▶ [Exercise objective]:
Repeat the material exactly from its first line to the line that includes "['No.', '선택', '수주번호', '설계계획번호', '품목코드', '품명', '설계공정'];". Skip pictures.

=== Data section ===

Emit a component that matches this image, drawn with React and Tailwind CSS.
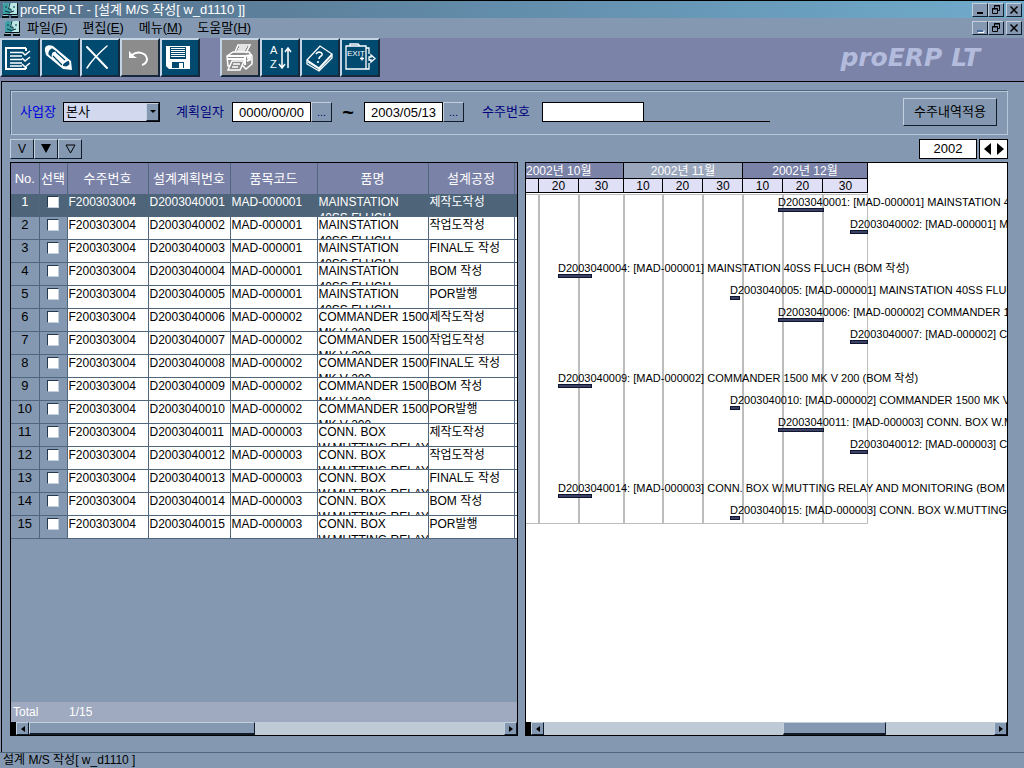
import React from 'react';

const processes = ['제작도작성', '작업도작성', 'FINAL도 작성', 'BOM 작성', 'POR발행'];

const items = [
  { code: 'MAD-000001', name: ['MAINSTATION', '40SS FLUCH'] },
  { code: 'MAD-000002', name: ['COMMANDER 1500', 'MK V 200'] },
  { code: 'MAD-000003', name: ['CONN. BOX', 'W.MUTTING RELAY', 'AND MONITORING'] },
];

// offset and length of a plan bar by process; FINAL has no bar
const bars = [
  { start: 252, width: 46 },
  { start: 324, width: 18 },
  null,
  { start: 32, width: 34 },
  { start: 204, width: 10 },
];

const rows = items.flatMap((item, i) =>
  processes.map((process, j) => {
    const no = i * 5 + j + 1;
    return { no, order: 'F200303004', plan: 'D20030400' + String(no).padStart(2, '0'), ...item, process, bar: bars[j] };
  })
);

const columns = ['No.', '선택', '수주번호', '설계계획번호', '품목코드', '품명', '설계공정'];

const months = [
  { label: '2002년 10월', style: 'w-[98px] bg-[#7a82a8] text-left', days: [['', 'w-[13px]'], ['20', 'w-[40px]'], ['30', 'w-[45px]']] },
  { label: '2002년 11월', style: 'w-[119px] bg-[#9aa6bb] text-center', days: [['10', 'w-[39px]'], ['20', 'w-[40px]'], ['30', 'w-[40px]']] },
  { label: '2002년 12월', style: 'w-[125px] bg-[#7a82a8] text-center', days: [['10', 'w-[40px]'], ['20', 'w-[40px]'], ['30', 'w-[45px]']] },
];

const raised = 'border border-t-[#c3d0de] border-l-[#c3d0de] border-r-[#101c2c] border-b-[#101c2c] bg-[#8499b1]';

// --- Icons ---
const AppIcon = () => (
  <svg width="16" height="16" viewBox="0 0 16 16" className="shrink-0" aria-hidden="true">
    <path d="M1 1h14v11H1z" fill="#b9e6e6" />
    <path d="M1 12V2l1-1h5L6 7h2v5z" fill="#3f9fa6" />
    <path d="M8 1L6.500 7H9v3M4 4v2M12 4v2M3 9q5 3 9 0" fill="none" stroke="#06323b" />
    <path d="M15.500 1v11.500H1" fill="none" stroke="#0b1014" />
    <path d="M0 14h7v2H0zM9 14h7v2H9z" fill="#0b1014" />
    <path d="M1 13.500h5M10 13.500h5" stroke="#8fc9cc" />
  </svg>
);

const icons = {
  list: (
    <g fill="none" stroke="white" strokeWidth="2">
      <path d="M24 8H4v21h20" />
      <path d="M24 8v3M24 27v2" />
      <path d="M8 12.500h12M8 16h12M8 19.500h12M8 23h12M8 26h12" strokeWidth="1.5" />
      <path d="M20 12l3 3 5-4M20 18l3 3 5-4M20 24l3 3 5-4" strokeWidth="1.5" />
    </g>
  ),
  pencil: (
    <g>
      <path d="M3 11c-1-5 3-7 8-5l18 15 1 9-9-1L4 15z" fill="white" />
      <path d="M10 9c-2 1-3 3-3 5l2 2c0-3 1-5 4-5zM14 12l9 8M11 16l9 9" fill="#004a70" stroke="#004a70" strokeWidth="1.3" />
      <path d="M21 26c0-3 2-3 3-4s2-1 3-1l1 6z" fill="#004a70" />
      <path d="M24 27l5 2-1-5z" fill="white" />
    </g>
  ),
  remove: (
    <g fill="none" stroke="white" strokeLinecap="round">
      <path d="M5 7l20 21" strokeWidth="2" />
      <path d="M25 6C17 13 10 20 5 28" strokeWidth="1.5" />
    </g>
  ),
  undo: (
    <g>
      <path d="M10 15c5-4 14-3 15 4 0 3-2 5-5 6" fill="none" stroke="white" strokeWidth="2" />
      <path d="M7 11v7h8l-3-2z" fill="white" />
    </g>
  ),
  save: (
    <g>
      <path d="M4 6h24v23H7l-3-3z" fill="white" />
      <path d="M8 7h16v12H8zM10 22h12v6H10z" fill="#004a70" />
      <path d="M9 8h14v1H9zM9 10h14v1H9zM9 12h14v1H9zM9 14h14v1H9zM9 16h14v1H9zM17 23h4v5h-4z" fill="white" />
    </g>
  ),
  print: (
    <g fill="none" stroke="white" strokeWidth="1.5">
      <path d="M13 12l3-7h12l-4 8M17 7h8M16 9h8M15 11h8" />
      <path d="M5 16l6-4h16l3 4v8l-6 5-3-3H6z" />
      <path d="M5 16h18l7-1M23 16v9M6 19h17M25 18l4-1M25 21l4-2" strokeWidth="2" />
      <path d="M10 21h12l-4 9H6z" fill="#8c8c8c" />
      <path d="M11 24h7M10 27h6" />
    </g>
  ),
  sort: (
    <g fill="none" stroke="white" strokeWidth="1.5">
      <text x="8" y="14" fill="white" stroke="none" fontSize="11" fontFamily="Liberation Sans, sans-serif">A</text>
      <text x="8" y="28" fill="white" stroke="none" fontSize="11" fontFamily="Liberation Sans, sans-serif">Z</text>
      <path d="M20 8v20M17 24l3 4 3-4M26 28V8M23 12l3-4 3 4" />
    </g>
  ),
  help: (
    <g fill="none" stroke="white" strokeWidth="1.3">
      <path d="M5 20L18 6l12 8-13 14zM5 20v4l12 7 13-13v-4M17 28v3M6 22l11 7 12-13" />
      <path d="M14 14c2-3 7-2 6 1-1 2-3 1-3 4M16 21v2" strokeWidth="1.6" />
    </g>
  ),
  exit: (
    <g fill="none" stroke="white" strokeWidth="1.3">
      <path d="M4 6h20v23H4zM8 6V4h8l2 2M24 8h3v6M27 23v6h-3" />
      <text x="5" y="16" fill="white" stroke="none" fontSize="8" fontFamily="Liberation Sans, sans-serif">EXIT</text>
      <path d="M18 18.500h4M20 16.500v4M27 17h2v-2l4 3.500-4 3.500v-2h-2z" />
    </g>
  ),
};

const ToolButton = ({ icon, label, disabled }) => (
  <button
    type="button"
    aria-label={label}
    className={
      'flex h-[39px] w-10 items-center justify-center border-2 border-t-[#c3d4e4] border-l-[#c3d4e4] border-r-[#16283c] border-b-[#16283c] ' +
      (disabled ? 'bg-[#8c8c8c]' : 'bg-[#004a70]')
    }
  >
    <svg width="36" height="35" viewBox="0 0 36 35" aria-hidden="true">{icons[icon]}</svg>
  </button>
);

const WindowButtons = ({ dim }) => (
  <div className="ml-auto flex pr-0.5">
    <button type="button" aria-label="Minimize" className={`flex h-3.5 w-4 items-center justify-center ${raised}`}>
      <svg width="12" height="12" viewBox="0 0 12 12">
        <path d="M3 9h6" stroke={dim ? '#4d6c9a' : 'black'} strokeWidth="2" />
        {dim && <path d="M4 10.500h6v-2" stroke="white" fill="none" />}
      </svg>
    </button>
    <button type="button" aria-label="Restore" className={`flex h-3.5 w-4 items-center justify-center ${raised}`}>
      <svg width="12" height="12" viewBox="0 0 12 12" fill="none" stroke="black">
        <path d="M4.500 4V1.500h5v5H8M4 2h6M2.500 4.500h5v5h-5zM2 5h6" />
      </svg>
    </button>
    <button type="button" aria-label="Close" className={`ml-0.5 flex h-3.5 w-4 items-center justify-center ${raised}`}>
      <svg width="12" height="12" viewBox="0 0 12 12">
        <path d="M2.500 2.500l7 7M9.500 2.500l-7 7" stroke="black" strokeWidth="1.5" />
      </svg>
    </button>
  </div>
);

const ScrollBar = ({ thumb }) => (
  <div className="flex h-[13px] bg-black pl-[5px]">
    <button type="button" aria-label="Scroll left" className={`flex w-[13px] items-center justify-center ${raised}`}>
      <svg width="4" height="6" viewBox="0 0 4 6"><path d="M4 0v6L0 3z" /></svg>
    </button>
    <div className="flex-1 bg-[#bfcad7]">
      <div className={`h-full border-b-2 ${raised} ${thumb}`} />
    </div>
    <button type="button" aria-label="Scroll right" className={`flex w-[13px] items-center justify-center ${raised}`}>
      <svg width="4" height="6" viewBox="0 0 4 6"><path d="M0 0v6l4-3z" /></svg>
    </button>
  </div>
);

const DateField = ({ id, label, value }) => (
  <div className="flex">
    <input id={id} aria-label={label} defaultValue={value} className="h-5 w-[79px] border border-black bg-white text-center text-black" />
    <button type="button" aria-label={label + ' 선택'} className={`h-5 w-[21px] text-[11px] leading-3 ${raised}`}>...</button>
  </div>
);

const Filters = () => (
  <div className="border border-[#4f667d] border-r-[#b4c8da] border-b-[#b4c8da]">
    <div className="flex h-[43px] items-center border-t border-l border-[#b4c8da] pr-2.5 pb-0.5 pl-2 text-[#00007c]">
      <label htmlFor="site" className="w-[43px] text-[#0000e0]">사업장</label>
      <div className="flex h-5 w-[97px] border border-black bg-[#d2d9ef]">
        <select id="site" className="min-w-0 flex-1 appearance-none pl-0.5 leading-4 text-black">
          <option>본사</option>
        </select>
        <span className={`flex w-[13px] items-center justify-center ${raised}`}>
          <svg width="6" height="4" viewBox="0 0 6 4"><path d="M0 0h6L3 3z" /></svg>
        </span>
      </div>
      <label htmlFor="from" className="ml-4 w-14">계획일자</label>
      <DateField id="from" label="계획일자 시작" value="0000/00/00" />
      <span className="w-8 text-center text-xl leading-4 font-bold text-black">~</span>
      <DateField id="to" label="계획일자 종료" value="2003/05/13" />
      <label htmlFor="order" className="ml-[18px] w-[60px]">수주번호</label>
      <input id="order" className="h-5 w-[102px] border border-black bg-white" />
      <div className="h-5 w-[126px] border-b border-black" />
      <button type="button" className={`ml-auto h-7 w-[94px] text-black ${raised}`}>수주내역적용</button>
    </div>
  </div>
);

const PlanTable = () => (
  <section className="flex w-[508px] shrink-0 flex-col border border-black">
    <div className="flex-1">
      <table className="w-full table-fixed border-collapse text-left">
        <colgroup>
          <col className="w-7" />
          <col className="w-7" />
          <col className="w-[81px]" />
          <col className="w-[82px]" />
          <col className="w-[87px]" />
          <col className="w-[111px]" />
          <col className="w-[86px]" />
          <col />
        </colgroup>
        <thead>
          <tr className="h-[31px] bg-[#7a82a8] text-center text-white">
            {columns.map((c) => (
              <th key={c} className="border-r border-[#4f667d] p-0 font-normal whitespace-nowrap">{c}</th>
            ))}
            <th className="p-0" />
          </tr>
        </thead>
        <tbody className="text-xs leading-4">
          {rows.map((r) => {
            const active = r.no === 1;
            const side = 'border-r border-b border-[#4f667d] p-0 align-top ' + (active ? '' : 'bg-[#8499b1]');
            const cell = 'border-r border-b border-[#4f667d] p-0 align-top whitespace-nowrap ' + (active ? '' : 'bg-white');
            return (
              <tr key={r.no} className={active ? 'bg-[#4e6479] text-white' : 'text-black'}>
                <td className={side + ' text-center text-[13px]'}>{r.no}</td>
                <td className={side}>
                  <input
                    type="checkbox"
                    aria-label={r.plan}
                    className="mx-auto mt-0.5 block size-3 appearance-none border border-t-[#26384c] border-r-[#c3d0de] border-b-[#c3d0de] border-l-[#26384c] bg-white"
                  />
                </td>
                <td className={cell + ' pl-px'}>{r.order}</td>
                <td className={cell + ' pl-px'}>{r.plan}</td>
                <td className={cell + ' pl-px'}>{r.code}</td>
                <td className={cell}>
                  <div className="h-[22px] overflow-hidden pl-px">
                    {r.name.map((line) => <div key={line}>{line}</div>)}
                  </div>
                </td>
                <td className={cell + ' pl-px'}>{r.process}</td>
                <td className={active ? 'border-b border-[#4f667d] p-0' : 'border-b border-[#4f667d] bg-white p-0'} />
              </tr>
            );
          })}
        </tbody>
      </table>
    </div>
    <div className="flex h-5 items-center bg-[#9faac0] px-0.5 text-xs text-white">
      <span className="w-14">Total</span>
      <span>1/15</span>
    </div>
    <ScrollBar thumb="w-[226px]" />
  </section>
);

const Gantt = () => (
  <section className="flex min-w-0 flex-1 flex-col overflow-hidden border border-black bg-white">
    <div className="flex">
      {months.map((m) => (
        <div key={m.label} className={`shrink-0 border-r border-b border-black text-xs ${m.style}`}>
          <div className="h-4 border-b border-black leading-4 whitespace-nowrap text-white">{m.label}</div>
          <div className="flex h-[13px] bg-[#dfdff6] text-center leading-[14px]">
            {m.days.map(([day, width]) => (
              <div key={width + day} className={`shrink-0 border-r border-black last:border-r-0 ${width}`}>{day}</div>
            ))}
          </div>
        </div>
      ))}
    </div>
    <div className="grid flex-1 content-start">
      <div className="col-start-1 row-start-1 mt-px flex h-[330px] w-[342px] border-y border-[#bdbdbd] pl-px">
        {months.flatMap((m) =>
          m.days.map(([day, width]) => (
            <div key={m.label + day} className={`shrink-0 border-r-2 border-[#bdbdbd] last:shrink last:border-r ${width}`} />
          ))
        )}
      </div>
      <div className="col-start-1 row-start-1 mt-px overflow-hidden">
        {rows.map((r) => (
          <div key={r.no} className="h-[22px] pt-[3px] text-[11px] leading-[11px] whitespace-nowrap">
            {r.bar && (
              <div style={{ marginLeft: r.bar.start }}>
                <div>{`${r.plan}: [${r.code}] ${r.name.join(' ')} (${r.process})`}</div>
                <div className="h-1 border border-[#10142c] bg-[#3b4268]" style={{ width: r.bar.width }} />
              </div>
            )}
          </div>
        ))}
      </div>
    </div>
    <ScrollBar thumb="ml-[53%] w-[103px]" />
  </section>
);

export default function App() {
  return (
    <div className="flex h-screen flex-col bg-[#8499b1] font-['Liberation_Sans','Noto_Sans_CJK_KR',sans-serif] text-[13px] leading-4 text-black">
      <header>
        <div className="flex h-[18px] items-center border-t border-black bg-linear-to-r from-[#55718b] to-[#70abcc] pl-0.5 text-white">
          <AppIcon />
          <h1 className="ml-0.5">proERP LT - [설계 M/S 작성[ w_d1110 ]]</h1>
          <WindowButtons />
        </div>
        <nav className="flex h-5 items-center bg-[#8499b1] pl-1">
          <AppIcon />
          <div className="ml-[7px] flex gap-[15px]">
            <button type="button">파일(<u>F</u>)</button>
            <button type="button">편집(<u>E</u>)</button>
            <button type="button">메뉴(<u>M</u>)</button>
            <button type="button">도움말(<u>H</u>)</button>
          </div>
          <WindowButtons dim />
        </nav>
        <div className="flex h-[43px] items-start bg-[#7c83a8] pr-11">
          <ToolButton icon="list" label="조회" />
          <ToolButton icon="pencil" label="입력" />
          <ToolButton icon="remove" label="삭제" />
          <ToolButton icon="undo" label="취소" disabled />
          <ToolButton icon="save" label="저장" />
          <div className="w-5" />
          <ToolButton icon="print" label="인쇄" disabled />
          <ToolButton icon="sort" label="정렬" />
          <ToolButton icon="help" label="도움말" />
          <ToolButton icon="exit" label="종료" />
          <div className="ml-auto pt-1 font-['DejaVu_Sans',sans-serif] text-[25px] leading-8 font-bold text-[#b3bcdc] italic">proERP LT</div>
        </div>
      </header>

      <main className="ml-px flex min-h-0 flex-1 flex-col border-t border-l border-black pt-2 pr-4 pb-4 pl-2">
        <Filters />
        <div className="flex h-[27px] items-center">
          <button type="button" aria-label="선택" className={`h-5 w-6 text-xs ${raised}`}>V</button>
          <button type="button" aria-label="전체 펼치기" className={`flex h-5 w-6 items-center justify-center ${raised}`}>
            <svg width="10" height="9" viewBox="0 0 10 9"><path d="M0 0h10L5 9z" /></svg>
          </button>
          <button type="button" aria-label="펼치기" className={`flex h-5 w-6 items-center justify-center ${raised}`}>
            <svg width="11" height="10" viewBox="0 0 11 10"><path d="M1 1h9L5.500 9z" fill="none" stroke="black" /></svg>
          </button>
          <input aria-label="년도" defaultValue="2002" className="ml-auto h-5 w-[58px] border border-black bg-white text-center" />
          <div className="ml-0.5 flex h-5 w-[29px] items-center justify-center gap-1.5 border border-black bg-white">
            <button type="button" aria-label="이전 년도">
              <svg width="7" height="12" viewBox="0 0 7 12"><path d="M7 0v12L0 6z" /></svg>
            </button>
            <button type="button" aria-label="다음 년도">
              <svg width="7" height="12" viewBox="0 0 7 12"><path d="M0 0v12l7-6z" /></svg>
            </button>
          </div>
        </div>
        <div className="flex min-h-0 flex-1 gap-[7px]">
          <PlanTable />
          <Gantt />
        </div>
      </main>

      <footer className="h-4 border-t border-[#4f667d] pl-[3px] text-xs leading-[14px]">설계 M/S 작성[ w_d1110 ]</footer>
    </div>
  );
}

===

▶ [Problem solution]:
Emit a component that matches this image, drawn with React and Tailwind CSS.
import React from 'react';

const processes = ['제작도작성', '작업도작성', 'FINAL도 작성', 'BOM 작성', 'POR발행'];

const items = [
  { code: 'MAD-000001', name: ['MAINSTATION', '40SS FLUCH'] },
  { code: 'MAD-000002', name: ['COMMANDER 1500', 'MK V 200'] },
  { code: 'MAD-000003', name: ['CONN. BOX', 'W.MUTTING RELAY', 'AND MONITORING'] },
];

// offset and length of a plan bar by process; FINAL has no bar
const bars = [
  { start: 252, width: 46 },
  { start: 324, width: 18 },
  null,
  { start: 32, width: 34 },
  { start: 204, width: 10 },
];

const rows = items.flatMap((item, i) =>
  processes.map((process, j) => {
    const no = i * 5 + j + 1;
    return { no, order: 'F200303004', plan: 'D20030400' + String(no).padStart(2, '0'), ...item, process, bar: bars[j] };
  })
);

const columns = ['No.', '선택', '수주번호', '설계계획번호', '품목코드', '품명', '설계공정'];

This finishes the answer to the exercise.